Ciclo culturale sugli inni di Mussolini, è polemica a Pordenone

Via alla rassegna sull’ “artefice della rivoluzione fascista e Duce della nuova Italia” . Comune in regia, l’opposizione la prende male. Il docente: «Guardiamo avanti»

PORDENONE. Questa volta opposizione e maggioranza se le cantano proprio. Già perché oggetto dell’interrogazione del Pd che fa dire all’assessore alla cultura Pietro Tropeano «l’iniziativa l’avete autorizzata voi», è un’iniziativa sull’innografia di Mussolini.

O meglio: un ciclo di conferenze organizzate in biblioteca, con un titolo che ha fatto sobbalzare i consiglieri di centrosinistra: “La innografia per Benito Mussolini, artefice della rivoluzione fascista e duce della Nuova Italia”. Un titolo, secondo il Pd, che suona apologico. Ma il relatore, il professore di letteratura Mauro Brusadin (da molti conosciuto come Papu), respinge i sospetti e prova a riportare la questione nel terreno che gli è proprio, quello della conoscenza.

I dubbi del Pd. «A destare la nostra attenzione – scrive il gruppo dei dem che in consiglio è presieduto da Nicola Conficoni – non è tanto l’analisi storica della propaganda quanto il numero e ancor più il titolo degli incontri, che suonano come un’esaltazione del ventennio fascista.

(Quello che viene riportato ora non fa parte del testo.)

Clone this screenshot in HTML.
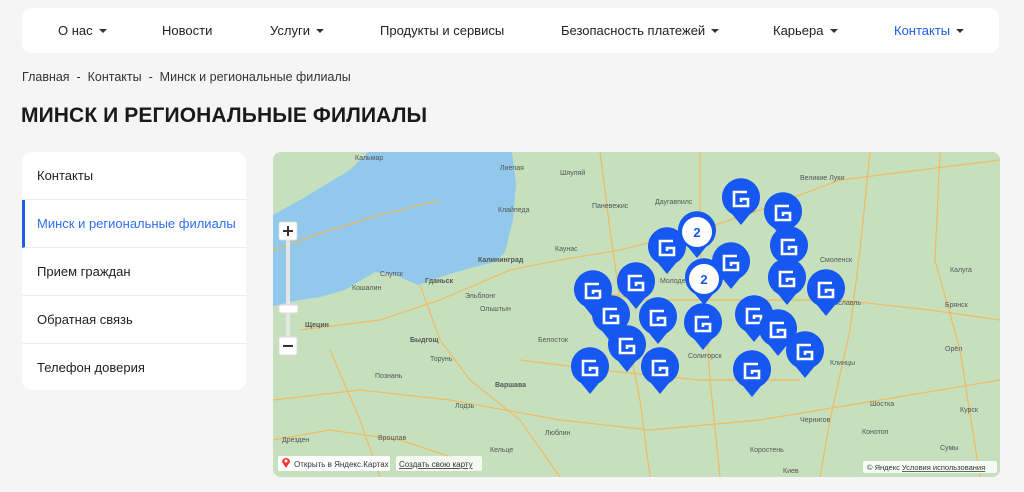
<!DOCTYPE html>
<html><head><meta charset="utf-8"><style>
*{margin:0;padding:0;box-sizing:border-box}
body{width:1024px;height:492px;background:#f5f5f5;font-family:"Liberation Sans",sans-serif;color:#222;overflow:hidden;position:relative}
.nav{position:absolute;left:22px;top:8px;width:977px;height:45px;background:#fff;border-radius:10px}
.nav span{position:absolute;top:15px;font-size:13px;color:#222;white-space:nowrap}
.nav span.c{color:#1b5ce8}
.car{display:inline-block;width:0;height:0;border-left:4px solid transparent;border-right:4px solid transparent;border-top:4px solid #333;margin-left:6px;vertical-align:2px}
.bc{position:absolute;left:22px;top:70px;font-size:12.5px;color:#333}
h1{position:absolute;left:21px;top:104px;font-size:21px;font-weight:bold;color:#1a1a1a;letter-spacing:0.1px}
.side{position:absolute;left:22px;top:152px;width:224px;height:238px;background:#fff;border-radius:10px;overflow:hidden}
.side div{height:48px;border-bottom:1px solid #eee;padding-left:15px;line-height:47px;font-size:13px;color:#222}
.side div.a{color:#2f6ff0;border-left:3px solid #1b5ce8;padding-left:12px}
.side div:last-child{border:none}
.map{position:absolute;left:273px;top:152px;width:727px;height:325px;border-radius:8px;overflow:hidden;background:#c6e0bd}
</style></head><body>
<div class="nav">
<span style="left:36px">О нас<i class="car"></i></span>
<span style="left:140px">Новости</span>
<span style="left:248px">Услуги<i class="car"></i></span>
<span style="left:358px">Продукты и сервисы</span>
<span style="left:539px">Безопасность платежей<i class="car"></i></span>
<span style="left:751px">Карьера<i class="car"></i></span>
<span class="c" style="left:872px">Контакты<i class="car"></i></span>
</div>
<div class="bc">Главная &nbsp;-&nbsp; Контакты &nbsp;-&nbsp; Минск и региональные филиалы</div>
<h1>МИНСК И РЕГИОНАЛЬНЫЕ ФИЛИАЛЫ</h1>
<div class="side">
<div>Контакты</div>
<div class="a">Минск и региональные филиалы</div>
<div>Прием граждан</div>
<div>Обратная связь</div>
<div>Телефон доверия</div>
</div>
<div class="map">
<svg width="727" height="325" viewBox="273 152 727 325" xmlns="http://www.w3.org/2000/svg" font-family="Liberation Sans, sans-serif">
<defs>
<g id="m"><path d="M0,26 L-9,15 A19,19 0 1 1 9,15 Z" fill="#1557f0"/><path d="M6,-7 H-7 V7 H7 V0 H0 V3" fill="none" stroke="#fff" stroke-width="2.6"/></g>
<g id="k"><path d="M0,26 L-9,15 A19,19 0 1 1 9,15 Z" fill="#1557f0"/><circle r="15" fill="#fff"/><text y="5" text-anchor="middle" font-size="13" font-weight="bold" fill="#1557f0">2</text></g>
</defs>
<rect x="273" y="152" width="727" height="325" fill="#c6e0bd"/>
<path d="M368,152 L512,152 L516,185 L513,220 L505,252 L495,262 L470,268 L440,277 L418,285 L395,275 L375,272 L345,290 L320,297 L300,300 L273,306 L273,215 L300,200 L325,185 L350,170 Z" fill="#91c8ec"/>
<g fill="none" stroke="#f5b453" stroke-width="1.2" opacity="0.85">
<path d="M273,250 L330,230 L380,215 L440,200"/><path d="M300,330 L380,320 L440,300 L510,270 L560,260 L620,250 L700,230 L760,210 L840,180 L1000,160"/>
<path d="M420,285 L440,340 L470,380 L520,420 L560,477"/><path d="M273,400 L360,390 L450,400 L560,420 L650,430 L760,420 L880,400 L1000,380"/>
<path d="M590,290 L640,300 L700,300 L780,300 L840,300 L930,310 L1000,320"/><path d="M520,360 L600,370 L700,380 L800,380"/>
<path d="M700,152 L700,250 L705,300 L710,380 L720,477"/><path d="M870,152 L860,250 L850,330 L830,420 L820,477"/>
<path d="M600,152 L610,230 L620,300 L640,400 L650,477"/><path d="M940,152 L935,260 L960,350 L980,477"/>
<path d="M330,350 L360,420 L380,477"/><path d="M273,440 L330,430 L400,440 L460,460"/>
</g>
<g fill="#555" font-size="7">
<text x="355" y="160">Кальмар</text><text x="500" y="170">Лиепая</text><text x="498" y="212">Клайпеда</text>
<text x="478" y="262" font-weight="bold">Калининград</text><text x="380" y="276">Слупск</text><text x="425" y="283" font-weight="bold">Гданьск</text>
<text x="352" y="290">Кошалин</text><text x="465" y="298">Эльблонг</text><text x="480" y="311">Ольштын</text>
<text x="305" y="327" font-weight="bold">Щецин</text><text x="410" y="342" font-weight="bold">Быдгощ</text><text x="430" y="361">Торунь</text>
<text x="375" y="378">Познань</text><text x="495" y="387" font-weight="bold">Варшава</text><text x="455" y="408">Лодзь</text>
<text x="378" y="440">Вроцлав</text><text x="282" y="442">Дрезден</text><text x="490" y="452">Кельце</text><text x="545" y="435">Люблин</text>
<text x="538" y="342">Белосток</text><text x="560" y="175">Шяуляй</text><text x="592" y="208">Паневежис</text><text x="555" y="251">Каунас</text>
<text x="655" y="204">Даугавпилс</text><text x="660" y="283">Молодечно</text><text x="690" y="320">Минск</text><text x="688" y="358">Солигорск</text>
<text x="945" y="307">Брянск</text><text x="945" y="351">Орёл</text><text x="960" y="412">Курск</text><text x="940" y="450">Сумы</text>
<text x="800" y="422">Чернигов</text><text x="862" y="434">Конотоп</text><text x="750" y="452">Коростень</text><text x="783" y="473">Киев</text>
<text x="830" y="365">Клинцы</text><text x="870" y="406">Шостка</text><text x="820" y="262">Смоленск</text><text x="950" y="272">Калуга</text>
<text x="800" y="180">Великие Луки</text><text x="830" y="305">Рославль</text>
</g>
<g transform="translate(741,199)"><use href="#m"/></g>
<g transform="translate(783,213)"><use href="#m"/></g>
<g transform="translate(789,247)"><use href="#m"/></g>
<g transform="translate(667,248)"><use href="#m"/></g>
<g transform="translate(731,263)"><use href="#m"/></g>
<g transform="translate(636,283)"><use href="#m"/></g>
<g transform="translate(787,279)"><use href="#m"/></g>
<g transform="translate(826,290)"><use href="#m"/></g>
<g transform="translate(593,291)"><use href="#m"/></g>
<g transform="translate(611,316)"><use href="#m"/></g>
<g transform="translate(658,318)"><use href="#m"/></g>
<g transform="translate(703,324)"><use href="#m"/></g>
<g transform="translate(754,316)"><use href="#m"/></g>
<g transform="translate(778,330)"><use href="#m"/></g>
<g transform="translate(627,346)"><use href="#m"/></g>
<g transform="translate(805,352)"><use href="#m"/></g>
<g transform="translate(590,368)"><use href="#m"/></g>
<g transform="translate(660,368)"><use href="#m"/></g>
<g transform="translate(752,371)"><use href="#m"/></g>
<g transform="translate(697,232)"><use href="#k"/></g>
<g transform="translate(704,279)"><use href="#k"/></g>
<rect x="279" y="222" width="18" height="18" rx="2" fill="#fff" stroke="#ddd"/>
<path d="M288,226 V236 M283,231 H293" stroke="#333" stroke-width="2"/>
<rect x="286" y="240" width="4" height="97" fill="#e6e6e6"/>
<rect x="279" y="305" width="19" height="8" rx="2" fill="#fff" stroke="#ddd"/>
<rect x="279" y="337" width="18" height="18" rx="2" fill="#fff" stroke="#ddd"/>
<path d="M283,346 H293" stroke="#333" stroke-width="2"/>
<rect x="278" y="456" width="112" height="15" rx="2" fill="#fff"/>
<path d="M286,468 L282,462 A4,4 0 1 1 290,462 Z" fill="#f33"/><circle cx="286" cy="461" r="1.5" fill="#fff"/>
<text x="294" y="467" font-size="8" fill="#333">Открыть в Яндекс.Картах</text>
<rect x="396" y="456" width="86" height="15" rx="2" fill="#fff" opacity="0.8"/>
<text x="399" y="467" font-size="8" fill="#333" text-decoration="underline">Создать свою карту</text>
<rect x="863" y="461" width="134" height="12" rx="2" fill="#fff" opacity="0.85"/>
<text x="867" y="470" font-size="7.5" fill="#333">© Яндекс <tspan text-decoration="underline">Условия использования</tspan></text>
</svg>
</div>
</body></html>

Di qui la richiesta di conoscere quali siano le ragioni di tipo culturale che hanno portato ad una descrizione non solo acritica ma positiva dell’esperienza del Duce e ad una trattazione così articolata di un tema che - dal punto di vista dei Democratici - non rientra certo tra le priorità».

E aggiunge il gruppo di cui fa parte anche la segretaria Daniela Giust: «Chiediamo che il titolo dell’iniziativa sia tempestivamente corretto per mettere in risalto che quella fascista è stata una dittatura durante la quale sono state negate libertà fondamentali e promulgate le leggi razziali». Un suggerimento? «“La canzone italiana e il Fascismo. L’innografia per Benito Mussolini, autore della dittatura fascista e delle leggi razziali”».

Brusadin. Il relatore non è disponibile a cambiare alcun titolo, «altrimenti saluto e me ne vado – dice il prof –. Non mi stupisco della reazione, ma sarebbe stato bello che qualcuno mi chiamasse per chiedermi cosa faccio. Non c’è alcuna apologia nelle mie conferenze bensì il racconto, attraverso le canzoni, di un’Italia che tra il ’33 e il ’35 era fascista. Credo che a 80 anni di distanza sia il momento di parlare di quel periodo senza nostalgie ma anche senza pregiudizi. Non mi resta che invitare i consiglieri a venire a seguire le conferenze – che per altro avevo presentato lo scorso anno all’Ute –, per giudicare di persona. Per quanto riguarda il mio rapporto con la politica, poi, non me ne occupo più dagli anni ’70».

Giallo sulla paternità. L’assessore alla cultura Pietro Tropeano, spiega che il ciclo di conferenze «è stato autorizzato dall’assessore Cattaruzza lo scorso febbraio. Da chi ha amministrato 15 anni mi aspetterei almeno una verifica prima di fare interrogazioni di questo tipo. Io sono aperto al confronto con tutti, ma su temi veri che possono far crescere la cultura della nostra città. Tra l’altro Brusadin, che non conosco personalmente, non mi risulta essere uomo di destra».

Ma Cattaruzza, interpellato sul tema, respinge ogni accusa al mittente. «Io non ho autorizzato proprio niente e non conosco nemmeno Brusadin. Ricordo che con la biblioteca, che ha sempre avuto molto indipendenza, si discusse di conferenze sull’innografia in Italia, ma mai mi è stato proposto un ciclo specifico di conferenze sul periodo fascista».